Speaking for myself, Revelation is not easy to get to grips with. It’s a vision – as the title says, it’s a revelation – a prophecy. It’s full of picture language, symbolism, and maybe even secret code. It assumes its readers know the Old Testament, but it is very different from most of the rest of the Bible. It reassures believers who are being persecuted and talks of the future – of life in a new heaven and earth where there will be no more evil.

So, after much about strange symbolic beasts and angels and scrolls, which we should look at another time, we come, perhaps with some relief, to the description in chapter 21 of the new heaven and new earth where “the dwelling of God is with men, and he will live with them. They will be his people, and God himself will be with them and be their God. He will wipe away every tear from their eyes. There will be no more death or mourning or crying or pain, for the old order of things has passed away” (21:3-4).

Ah – at last something we recognise! That comes in the funeral service – this must be a description of heaven.

So, what is this place like? It’s described as a city, surrounded by high walls and with twelve entrance gates. When John saw it he said, “It shone with the glory of God, and its brilliance was like that of a very precious jewel…” (21: 11). And down the middle of the street flowed a river “as clear as crystal”, with beautiful trees covered in fruit growing on either side. That sounds really nice.

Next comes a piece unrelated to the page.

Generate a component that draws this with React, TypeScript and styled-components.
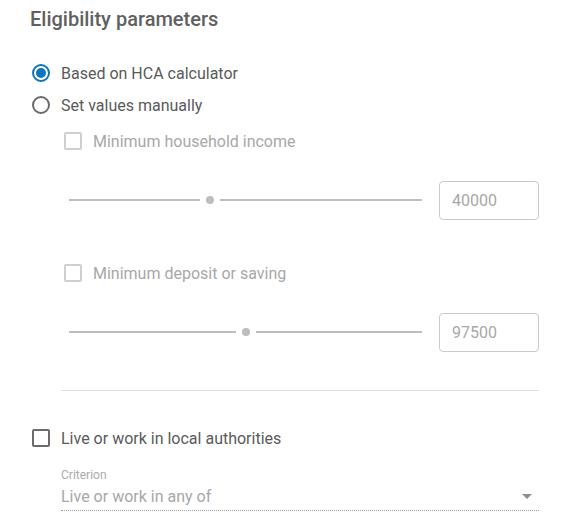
import styled, { createGlobalStyle } from "styled-components";

const GlobalStyle = createGlobalStyle`
  body {
    margin: 0;
    background: #ffffff;
    font-family: Roboto, "Liberation Sans", Arial, sans-serif;
  }
`;

type Threshold = {
  label: string;
  value: number;
  max: number;
};

const thresholds: Threshold[] = [
  { label: "Minimum household income", value: 40000, max: 100000 },
  { label: "Minimum deposit or saving", value: 97500, max: 195000 },
];

const App = () => {
  return (
    <>
      <GlobalStyle />
      <Page>
        <Title>Eligibility parameters</Title>
        <RadioGroup>
          <RadioRow>
            <RadioCircle $checked />
            <Label>Based on HCA calculator</Label>
          </RadioRow>
          <RadioRow>
            <RadioCircle />
            <Label>Set values manually</Label>
          </RadioRow>
        </RadioGroup>

        <ManualSection>
          {thresholds.map((t) => {
            const pct = (t.value / t.max) * 100;
            return (
              <ThresholdBlock key={t.label}>
                <CheckRow $indent>
                  <CheckBox $disabled />
                  <Label $disabled>{t.label}</Label>
                </CheckRow>
                <SliderRow>
                  <Slider>
                    <Track style={{ width: `calc(${pct}% - 10px)` }} />
                    <Thumb />
                    <Track $grow />
                  </Slider>
                  <ValueBox>{t.value}</ValueBox>
                </SliderRow>
              </ThresholdBlock>
            );
          })}
          <Divider />
        </ManualSection>

        <CheckRow>
          <CheckBox />
          <Label>Live or work in local authorities</Label>
        </CheckRow>

        <SelectField>
          <FieldLabel>Criterion</FieldLabel>
          <SelectControl>
            <SelectValue>Live or work in any of</SelectValue>
            <Arrow />
          </SelectControl>
        </SelectField>
      </Page>
    </>
  );
};

export default App;

const Page = styled.div`
  width: 570px;
  box-sizing: border-box;
  padding: 7px 31px 0 30px;
`;

const Title = styled.h2`
  margin: 0;
  font-size: 20px;
  line-height: 24px;
  font-weight: 500;
  color: #606060;
`;

const RadioGroup = styled.div`
  margin-top: 26px;
  display: flex;
  flex-direction: column;
`;

const RadioRow = styled.div`
  height: 32px;
  display: flex;
  align-items: center;
  gap: 11px;
  padding-left: 2px;
`;

const RadioCircle = styled.span<{ $checked?: boolean }>`
  width: 18px;
  height: 18px;
  box-sizing: border-box;
  border-radius: 50%;
  border: 2px solid ${(p) => (p.$checked ? "#0f75bd" : "#6b6b6b")};
  display: flex;
  align-items: center;
  justify-content: center;

  &::after {
    content: "";
    display: ${(p) => (p.$checked ? "block" : "none")};
    width: 10px;
    height: 10px;
    border-radius: 50%;
    background: #0f75bd;
  }
`;

const Label = styled.span<{ $disabled?: boolean }>`
  font-size: 16px;
  color: ${(p) => (p.$disabled ? "#a8a8a8" : "#5a5a5a")};
  white-space: nowrap;
`;

const ManualSection = styled.div`
  margin-left: 31px;
  padding-top: 4px;
`;

const ThresholdBlock = styled.div`
  display: flex;
  flex-direction: column;
  & + & {
    margin-top: 37px;
  }
`;

const CheckRow = styled.div<{ $indent?: boolean }>`
  height: 32px;
  display: flex;
  align-items: center;
  gap: 11px;
  padding-left: ${(p) => (p.$indent ? "3px" : "2px")};
  margin-top: ${(p) => (p.$indent ? "0" : "31px")};
`;

const CheckBox = styled.span<{ $disabled?: boolean }>`
  width: 18px;
  height: 18px;
  box-sizing: border-box;
  border-radius: 2px;
  border: 2px solid ${(p) => (p.$disabled ? "#cfcfcf" : "#6b6b6b")};
`;

const SliderRow = styled.div`
  margin-top: 23px;
  height: 40px;
  display: flex;
  align-items: center;
  gap: 17px;
`;

const Slider = styled.div`
  flex: 1;
  margin-left: 8px;
  display: flex;
  align-items: center;
`;

const Track = styled.span<{ $grow?: boolean }>`
  height: 2px;
  background: #bdbdbd;
  flex: ${(p) => (p.$grow ? "1" : "none")};
`;

const Thumb = styled.span`
  width: 8px;
  height: 8px;
  margin: 0 6px;
  border-radius: 50%;
  background: #bdbdbd;
  flex: none;
`;

const ValueBox = styled.div`
  width: 100px;
  height: 39px;
  box-sizing: border-box;
  border: 1px solid #cacaca;
  border-radius: 4px;
  padding-left: 12px;
  display: flex;
  align-items: center;
  font-size: 16px;
  color: #a8a8a8;
`;

const Divider = styled.hr`
  margin: 38px 0 0;
  border: none;
  border-top: 1px solid #e0e0e0;
`;

const SelectField = styled.div`
  margin: 14px 0 0 31px;
  display: flex;
  flex-direction: column;
`;

const FieldLabel = styled.label`
  font-size: 12px;
  line-height: 14px;
  color: #ababab;
`;

const SelectControl = styled.div`
  height: 28px;
  display: flex;
  align-items: center;
  justify-content: space-between;
  border-bottom: 1px dotted #a0a0a0;
  padding-right: 7px;
`;

const SelectValue = styled.span`
  font-size: 16px;
  color: #a8a8a8;
`;

const Arrow = styled.span`
  width: 0;
  height: 0;
  border-left: 5px solid transparent;
  border-right: 5px solid transparent;
  border-top: 5px solid #8e8e8e;
`;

But for me, it sounds more like a place I’d prefer to visit rather than to live in permanently. I’m not a city person, and I prefer my rivers to be clear mountain streams. Does that mean that ‘heaven’ will not be quite as heavenly as it should be? 

But we need to look more carefully, and then we shall see, as with so much else in Revelation, that this is not the description of an actual place, but rather a picture of something else. When John is shown the city he says, “I saw the Holy City, the new Jerusalem, coming down out of heaven from God, prepared as a bride beautifully dressed for her husband” (21: 2). This is a person – or rather many people, because the bride is in fact a picture of the Church.

In the Old Testament Isaiah pictures God’s people as his bride (Isaiah 54: 5). The idea was further developed when Jesus told his parable about those invited to the wedding banquet of the king’s son (Matthew 22: 1-14), explaining that many of the original guests refused to take part, making all kinds of excuses. And Paul also describes the Church as being the bride of Christ in his letter to the Ephesians (Eph.5: 32). 

Although it is described as having walls and gates, this would be a very strange city if it were a real place. In chapter 21 an angel measures its dimensions, and it turns out that this is a city, which could never be built. It is a perfect cube, measuring the same in length, width and height, and this perfect shape indicates that it is of God’s building. It is constructed of all the “living stones” which are described by Peter when he says, “you, like living stones, are being built into a spiritual house” (1 Peter 2: 5). All those who put their trust in Jesus, the cornerstone, will be a part of this amazing structure.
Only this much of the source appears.